### Exercise directions
Write out the data again exactly, skipping every picture.

### Source data
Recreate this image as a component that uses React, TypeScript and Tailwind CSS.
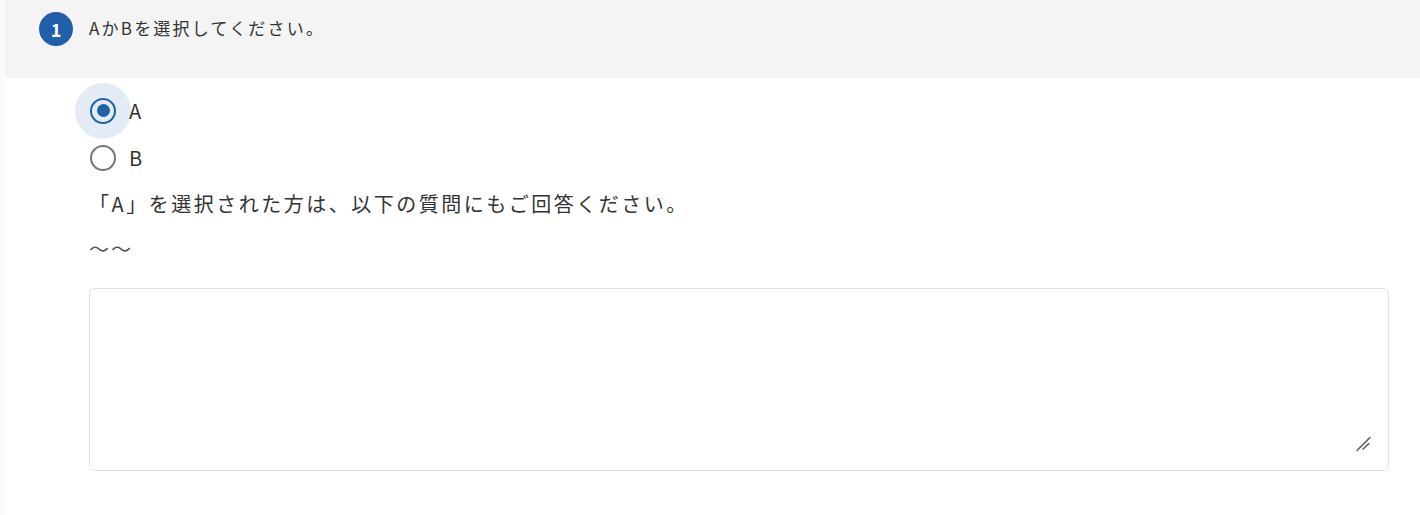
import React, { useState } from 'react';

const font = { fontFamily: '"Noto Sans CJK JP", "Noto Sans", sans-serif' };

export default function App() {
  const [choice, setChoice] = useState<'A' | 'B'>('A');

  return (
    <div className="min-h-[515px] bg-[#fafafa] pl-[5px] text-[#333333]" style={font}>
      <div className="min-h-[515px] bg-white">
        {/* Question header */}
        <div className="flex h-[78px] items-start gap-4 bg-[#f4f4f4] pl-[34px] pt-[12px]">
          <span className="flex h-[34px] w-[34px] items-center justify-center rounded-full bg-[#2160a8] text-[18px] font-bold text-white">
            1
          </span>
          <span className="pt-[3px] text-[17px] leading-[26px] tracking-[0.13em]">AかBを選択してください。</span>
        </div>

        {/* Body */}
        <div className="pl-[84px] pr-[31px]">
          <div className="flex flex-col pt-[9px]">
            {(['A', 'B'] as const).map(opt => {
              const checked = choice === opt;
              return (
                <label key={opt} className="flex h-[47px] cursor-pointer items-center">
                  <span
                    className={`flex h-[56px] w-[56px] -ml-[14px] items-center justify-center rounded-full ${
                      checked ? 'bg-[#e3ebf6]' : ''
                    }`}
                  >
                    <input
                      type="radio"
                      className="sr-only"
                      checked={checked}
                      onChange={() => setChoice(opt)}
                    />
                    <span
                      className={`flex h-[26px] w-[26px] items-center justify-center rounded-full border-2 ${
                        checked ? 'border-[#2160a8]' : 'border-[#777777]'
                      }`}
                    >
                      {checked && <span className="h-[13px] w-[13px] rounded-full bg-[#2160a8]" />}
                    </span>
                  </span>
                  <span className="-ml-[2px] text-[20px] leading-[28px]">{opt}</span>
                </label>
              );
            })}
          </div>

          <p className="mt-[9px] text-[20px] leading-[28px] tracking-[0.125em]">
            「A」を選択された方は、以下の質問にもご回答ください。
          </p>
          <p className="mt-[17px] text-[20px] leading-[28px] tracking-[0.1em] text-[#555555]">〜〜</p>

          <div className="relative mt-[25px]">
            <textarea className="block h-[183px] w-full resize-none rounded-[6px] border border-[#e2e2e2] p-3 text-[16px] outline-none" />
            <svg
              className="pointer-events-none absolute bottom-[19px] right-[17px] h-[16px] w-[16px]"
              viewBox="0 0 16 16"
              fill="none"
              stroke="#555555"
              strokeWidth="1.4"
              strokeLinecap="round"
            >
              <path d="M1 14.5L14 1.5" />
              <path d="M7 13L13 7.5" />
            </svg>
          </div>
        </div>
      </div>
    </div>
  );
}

### Exercise solution
Recreate this image as a component that uses React, TypeScript and Tailwind CSS.
import React, { useState } from 'react';

const font = { fontFamily: '"Noto Sans CJK JP", "Noto Sans", sans-serif' };

export default function App() {
  const [choice, setChoice] = useState<'A' | 'B'>('A');

  return (
    <div className="min-h-[515px] bg-[#fafafa] pl-[5px] text-[#333333]" style={font}>
      <div className="min-h-[515px] bg-white">
        {/* Question header */}
        <div className="flex h-[78px] items-start gap-4 bg-[#f4f4f4] pl-[34px] pt-[12px]">
          <span className="flex h-[34px] w-[34px] items-center justify-center rounded-full bg-[#2160a8] text-[18px] font-bold text-white">
            1
          </span>
          <span className="pt-[3px] text-[17px] leading-[26px] tracking-[0.13em]">AかBを選択してください。</span>
        </div>

        {/* Body */}
        <div className="pl-[84px] pr-[31px]">
          <div className="flex flex-col pt-[9px]">
            {(['A', 'B'] as const).map(opt => {
              const checked = choice === opt;
              return (
                <label key={opt} className="flex h-[47px] cursor-pointer items-center">
                  <span
                    className={`flex h-[56px] w-[56px] -ml-[14px] items-center justify-center rounded-full ${
                      checked ? 'bg-[#e3ebf6]' : ''
                    }`}
                  >
                    <input
                      type="radio"
                      className="sr-only"
                      checked={checked}
                      onChange={() => setChoice(opt)}
                    />
                    <span
                      className={`flex h-[26px] w-[26px] items-center justify-center rounded-full border-2 ${
                        checked ? 'border-[#2160a8]' : 'border-[#777777]'
                      }`}
                    >
                      {checked && <span className="h-[13px] w-[13px] rounded-full bg-[#2160a8]" />}
                    </span>
                  </span>
                  <span className="-ml-[2px] text-[20px] leading-[28px]">{opt}</span>
                </label>
              );
            })}
          </div>

          <p className="mt-[9px] text-[20px] leading-[28px] tracking-[0.125em]">
            「A」を選択された方は、以下の質問にもご回答ください。
          </p>
          <p className="mt-[17px] text-[20px] leading-[28px] tracking-[0.1em] text-[#555555]">〜〜</p>

          <div className="relative mt-[25px]">
            <textarea className="block h-[183px] w-full resize-none rounded-[6px] border border-[#e2e2e2] p-3 text-[16px] outline-none" />
            <svg
              className="pointer-events-none absolute bottom-[19px] right-[17px] h-[16px] w-[16px]"
              viewBox="0 0 16 16"
              fill="none"
              stroke="#555555"
              strokeWidth="1.4"
              strokeLinecap="round"
            >
              <path d="M1 14.5L14 1.5" />
              <path d="M7 13L13 7.5" />
            </svg>
          </div>
        </div>
      </div>
    </div>
  );
}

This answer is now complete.